Esta prueba familiar no era la única que Dios había reservado a su fiel sierva. Otras, dolorosas y punzantes, iban a venir a herirla en sus afectos más legítimos, para desprender su alma de todo aquello que no fuera Dios mismo.

Francia parecía un mar embravecido. La corte francesa, refinada y gloriosa por sus conquistas, por su cultura literaria, sufría las luchas intestinas de la familia real. Era el momento en que la reina madre, María de Médicis, quería alejar de su hijo al cardenal Richelieu. Mas triunfó el imperioso ministro, y la reina, desterrada, arrastró en su caída a todos los que le eran fieles. El guardasellos, Miguel de Marillac, es destituido y desterrado, y muere en Chateaudun en agosto de 1631. Su hermano Luis, mariscal de Francia, es arrestado en el Piamonte al frente de su ejército, juzgado por los comisarios de Richelieu, y, por una mayoría de votos, es condenado a muerte y fusilado en la plaza de Grave en mayo de 1632.

En este tiempo, mientras sus parientes estaban alejados de París, Lui­sa de Marillac, humildemente oculta, continuaba su obra de bien, olvida­da de los enemigos de su familia. En menos de dos años se había visto privada de los seres a quienes la ataba el más legítimo derecho a amar, y, libre ya de estas ataduras humanas, se encontraba en espera de lo que Dios manifestara sobre ella.

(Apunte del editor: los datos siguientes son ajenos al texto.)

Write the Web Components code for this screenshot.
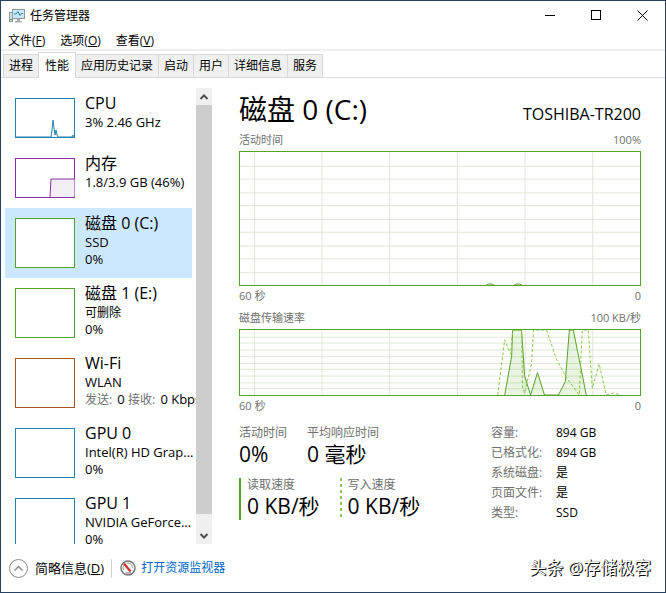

Hasta el momento Luisa había sufrido con docilidad la interrogación que Dios había hecho a su alma, poniendo a prueba su paciencia en las adversidades y encomendándole cosas a las cuales pudo sentir repugnan­cia. Con sumisión se había plegado a la voluntad de sus parientes, sacri­ficando sus inclinaciones más queridas con la heroica fe de Abraham; fue al altar junto a un hombre de bien, sinceramente piadoso; viuda a los treinta y cuatro años, y completamente libre, se consagró con voto al Señor, a este Esposo Celestial al que ella, virgen o esposa, había amado con toda su alma. Apartada de sus parientes, del lujo, de la vida mundana de París, el interrogante de Dios, satisfecho ya por el amor, iba a dejar paso a sendas más gloriosas.